Although only 1% of the United States population is composed of people who inject drugs, this group represents 10% of new HIV infections, the researchers wrote. In this group, PrEP has been shown to reduce HIV infections by 49%. However, treatment costs $10,000 annually.
To determine the cost-effectiveness of PrEP for people who inject drugs, the researchers developed a model assessing PrEP alone, PrEP with frequent screening (PrEP+screen) and PrEP with screening and ART for those who become infected (PrEP+screen+ART). In each scenario, they assumed that 25% of all people who inject drugs would be covered and that PrEP would reduce transmission by 49%. They measured the number of infections and deaths averted, change in HIV prevalence, discounted costs, discounted QALYs and incremental cost-effective ratios. In addition, they performed a sensitivity analysis.
They found that PrEP+screen+ART was more effective at reducing HIV compared with the other two strategies. Over 20 years, the program prevented 26,700 infections and reduced HIV prevalence among people who inject drugs by 14% when compared with no program. However, the program costs $253,000 per QALY gained and could cost as much as $44 billion over 20 years.

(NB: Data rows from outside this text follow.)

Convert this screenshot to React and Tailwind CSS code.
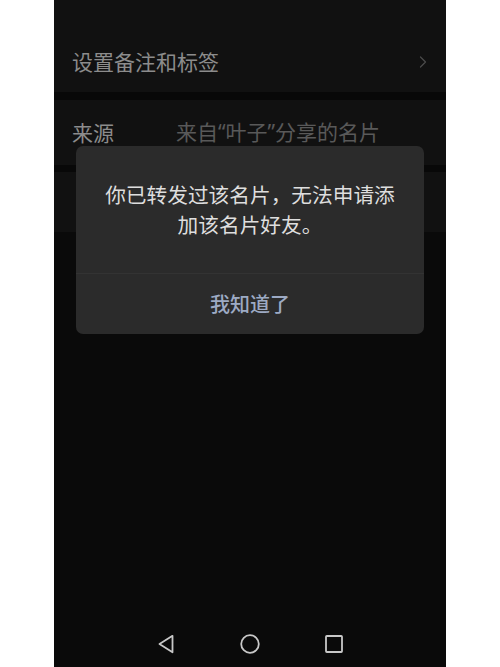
import { ChevronRight } from "lucide-react"

const FONT = "font-['Noto_Sans_CJK_SC','Noto_Sans',sans-serif]"

function Cell({ children, className = "" }) {
  return <div className={`flex items-center bg-[#111111] px-[18px] ${className}`}>{children}</div>
}

export default function App() {
  return (
    <div className={`flex h-[667px] w-[500px] justify-center bg-white ${FONT}`}>
      <div className="relative flex h-full w-[392px] flex-col bg-[#0a0a0a]">
        <Cell className="h-[92px] pt-[32px]">
          <span className="flex-1 text-[21px] text-[#8c8c8c]">设置备注和标签</span>
          <ChevronRight size={20} strokeWidth={1.5} className="mr-[-5px] text-[#4a4a4a]" />
        </Cell>
        <div className="h-[8px] bg-[#080808]" />
        <Cell className="h-[65px]">
          <span className="w-[104px] text-[21px] text-[#8c8c8c]">来源</span>
          <span className="font-['Noto_Sans','Noto_Sans_CJK_SC',sans-serif] text-[21px] text-[#595959]">来自“叶子”分享的名片</span>
        </Cell>
        <div className="h-[7px] bg-[#080808]" />
        <Cell className="h-[60px]" />

        <div className="flex-1" />
        <div className="flex h-[44px] items-center justify-center gap-[63px] pb-[2px]">
          <svg width="20" height="20" viewBox="0 0 20 20" fill="none" stroke="#c8c8c8" strokeWidth="1.8" strokeLinejoin="round">
            <path d="M16.5 1.8 L3.5 10 L16.5 18.2 Z" />
          </svg>
          <svg width="22" height="22" viewBox="0 0 22 22" fill="none" stroke="#c8c8c8" strokeWidth="1.8">
            <circle cx="11" cy="11" r="8.8" />
          </svg>
          <svg width="20" height="20" viewBox="0 0 20 20" fill="none" stroke="#c8c8c8" strokeWidth="1.8">
            <rect x="2" y="2" width="16" height="16" rx="0.8" />
          </svg>
        </div>

        <div className="absolute left-[22px] top-[146px] flex w-[348px] flex-col rounded-[7px] bg-[#2b2b2b]">
          <div className="flex h-[127px] items-center justify-center px-[16px] pb-[1px] text-center text-[20.7px] leading-[30px] text-[#dedede]">
            <p>你已转发过该名片，无法申请添<br />加该名片好友。</p>
          </div>
          <div className="h-px bg-[#333333]" />
          <div className="flex h-[60px] items-center justify-center text-[20px] font-medium text-[#9daac4]">
            我知道了
          </div>
        </div>
      </div>
    </div>
  )
}
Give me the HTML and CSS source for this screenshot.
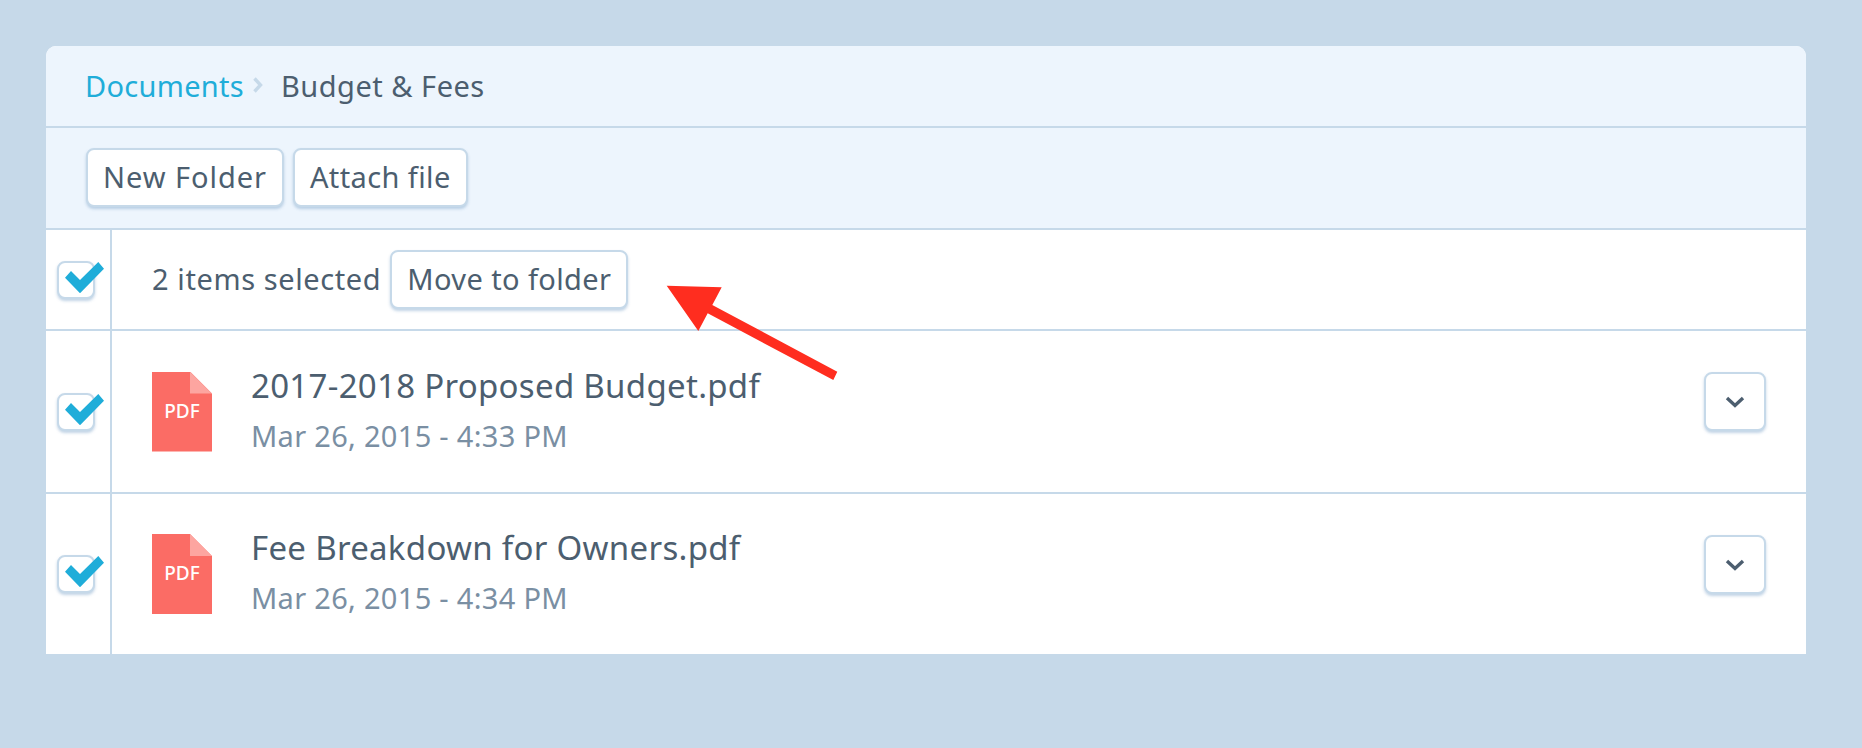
FILE: index.html
```html
<!DOCTYPE html>
<html lang="en">
<head>
    <meta charset="UTF-8">
    <title>Budget &amp; Fees</title>
    <link rel="stylesheet" href="styles.css">
</head>
<body>

<div class="card">
    <div class="crumbs">
        <a class="crumb-link">Documents</a>
        <svg class="crumb-sep" width="10" height="16" viewBox="0 0 10 16"><path d="M1.5 1.5 L7.5 8 L1.5 14.5" fill="none" stroke="#c6d9e9" stroke-width="3.4"/></svg>
        <span class="crumb-current">Budget &amp; Fees</span>
    </div>

    <div class="toolbar">
        <button class="btn">New Folder</button>
        <button class="btn">Attach file</button>
    </div>

    <div class="row row-select">
        <div class="check-col">
            <span class="check">
                <svg class="tick" width="39" height="32" viewBox="0 0 39 32"><path d="M0 15.7 L6 9 L15 18 L33.3 0 L39 6.7 L15 31.3 Z" fill="#1fadd9"/></svg>
            </span>
        </div>
        <div class="select-body">
            <span class="select-count">2 items selected</span>
            <button class="btn">Move to folder</button>
        </div>
    </div>

    <div class="row row-file">
        <div class="check-col">
            <span class="check">
                <svg class="tick" width="39" height="32" viewBox="0 0 39 32"><path d="M0 15.7 L6 9 L15 18 L33.3 0 L39 6.7 L15 31.3 Z" fill="#1fadd9"/></svg>
            </span>
        </div>
        <div class="file-body">
            <div class="pdf">
                <span class="pdf-fold"></span>
                <span class="pdf-label">PDF</span>
            </div>
            <div class="file-info">
                <div class="file-name">2017-2018 Proposed Budget.pdf</div>
                <div class="file-date">Mar 26, 2015 - 4:33 PM</div>
            </div>
            <button class="btn-more">
                <svg width="20" height="12" viewBox="0 0 20 12"><path d="M2 2 L10 9.5 L18 2" fill="none" stroke="#4c5e6f" stroke-width="3.4"/></svg>
            </button>
        </div>
    </div>

    <div class="row row-file">
        <div class="check-col">
            <span class="check">
                <svg class="tick" width="39" height="32" viewBox="0 0 39 32"><path d="M0 15.7 L6 9 L15 18 L33.3 0 L39 6.7 L15 31.3 Z" fill="#1fadd9"/></svg>
            </span>
        </div>
        <div class="file-body">
            <div class="pdf">
                <span class="pdf-fold"></span>
                <span class="pdf-label">PDF</span>
            </div>
            <div class="file-info">
                <div class="file-name">Fee Breakdown for Owners.pdf</div>
                <div class="file-date">Mar 26, 2015 - 4:34 PM</div>
            </div>
            <button class="btn-more">
                <svg width="20" height="12" viewBox="0 0 20 12"><path d="M2 2 L10 9.5 L18 2" fill="none" stroke="#4c5e6f" stroke-width="3.4"/></svg>
            </button>
        </div>
    </div>

    <!-- annotation arrow drawn over the list -->
    <svg class="arrow" width="180" height="110" viewBox="0 0 180 110"><path d="M0.7 0.7 L55.7 2.3 L46.3 20 L171.3 86.7 L167.3 95 L41.7 28.3 L32.3 46 Z" fill="#ff2d1f"/></svg>
</div>

</body>
</html>
```

FILE: styles.css
```css
body {
    font-family: "Noto Sans", Lato, sans-serif;
    background-color: #c6d9e9;
    color: #4c5e6f;
    margin: 0;
    height: 748px;
    overflow: hidden;
}
.card {
    position: relative;
    margin: 46px 56px 0 46px;
    background-color: #fff;
    border-radius: 10px 10px 0 0;
    overflow: hidden;
}
.crumbs {
    display: flex;
    align-items: center;
    height: 78px;
    padding: 0 39px 2px;
    background-color: #edf5fd;
    border-bottom: 2px solid #c6d9e9;
    font-size: 29px;
}
.crumb-link {
    color: #1fadd9;
    letter-spacing: 0.3px;
}
.crumb-current {
    letter-spacing: 0.5px;
}
.crumb-sep {
    margin: 0 18px 0 9px;
}
.toolbar {
    display: flex;
    align-items: center;
    gap: 9px;
    height: 99px;
    padding: 0 40px 1px;
    background-color: #edf5fd;
    border-bottom: 2px solid #c6d9e9;
}
.btn {
    font-family: inherit;
    font-size: 29px;
    letter-spacing: 0.4px;
    color: #4c5e6f;
    height: 59px;
    padding: 0 15px 2px;
    background-color: #fff;
    border: 2px solid #c6d9e9;
    border-radius: 8px;
    box-shadow: 0 2px 3px rgba(120, 160, 200, 0.45);
}
.toolbar .btn:first-child {
    letter-spacing: 0.95px;
}
.row {
    display: flex;
    border-bottom: 2px solid #c6d9e9;
}
.row-select {
    height: 99px;
}
.row-file {
    height: 161px;
}
.row:last-of-type {
    height: 160px;
    border-bottom: none;
}
.check-col {
    width: 64px;
    flex: none;
    display: flex;
    align-items: center;
    justify-content: center;
    border-right: 2px solid #c6d9e9;
}
.check {
    position: relative;
    width: 38px;
    height: 38px;
    margin-right: 4px;
    background-color: #fff;
    border: 2px solid #c6d9e9;
    border-radius: 8px;
    box-shadow: 0 2px 3px rgba(120, 160, 200, 0.45);
    box-sizing: border-box;
}
.tick {
    position: absolute;
    left: 6px;
    top: -1px;
}
.select-body {
    display: flex;
    align-items: center;
    gap: 9px;
    padding-left: 40px;
    font-size: 29px;
}
.select-count {
    letter-spacing: 0.6px;
    padding-bottom: 2px;
}
.file-body {
    flex: 1;
    display: flex;
    align-items: center;
    padding: 0 40px;
}
.pdf {
    position: relative;
    width: 60px;
    height: 80px;
    background-color: #fb6c65;
    clip-path: polygon(0 0, 38px 0, 60px 22px, 60px 80px, 0 80px);
    display: flex;
    align-items: center;
    justify-content: center;
}
.pdf-fold {
    position: absolute;
    top: 0;
    right: 0;
    width: 22px;
    height: 22px;
    background-color: #fda5a0;
    clip-path: polygon(0 0, 100% 100%, 0 100%);
}
.pdf-label {
    color: #fff;
    font-size: 19px;
    font-weight: 500;
    margin-top: -2px;
}
.file-info {
    flex: 1;
    margin-left: 39px;
    padding-bottom: 2px;
}
.file-name {
    font-size: 33px;
    line-height: 40px;
    letter-spacing: 0.3px;
}
.file-date {
    font-size: 29px;
    line-height: 40px;
    letter-spacing: 0.3px;
    color: #7a8fa3;
    margin-top: 10px;
}
.btn-more {
    align-self: flex-start;
    margin-top: 41px;
    width: 62px;
    height: 59px;
    display: flex;
    align-items: center;
    justify-content: center;
    background-color: #fff;
    border: 2px solid #c6d9e9;
    border-radius: 8px;
    box-shadow: 0 2px 3px rgba(120, 160, 200, 0.45);
}
.arrow {
    position: absolute;
    left: 620px;
    top: 239px;
}
```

In the sensitivity analysis, the program’s cost-effectiveness was dependent on PrEP adherence, community HIV prevalence and individual transmission risk.
“The study is important because now, with rising levels of opioid drug use in the U.S. and the associated public health risks, it is increasingly important to invest in prevention programs for people who inject drugs that are both effective and cost-effective,” Bernard told Healio Internal Medicine. “We wanted to assess the total population benefits and costs of PrEP for people who inject drugs to inform policy makers about the optimal delivery conditions as well as budget implications of such a program.” – by Will Offit
Disclosures: Bernard reports grants from National Science Foundation and Stanford University PACCAR Inc. Please see the full study for a list of all other authors’ relevant financial disclosures.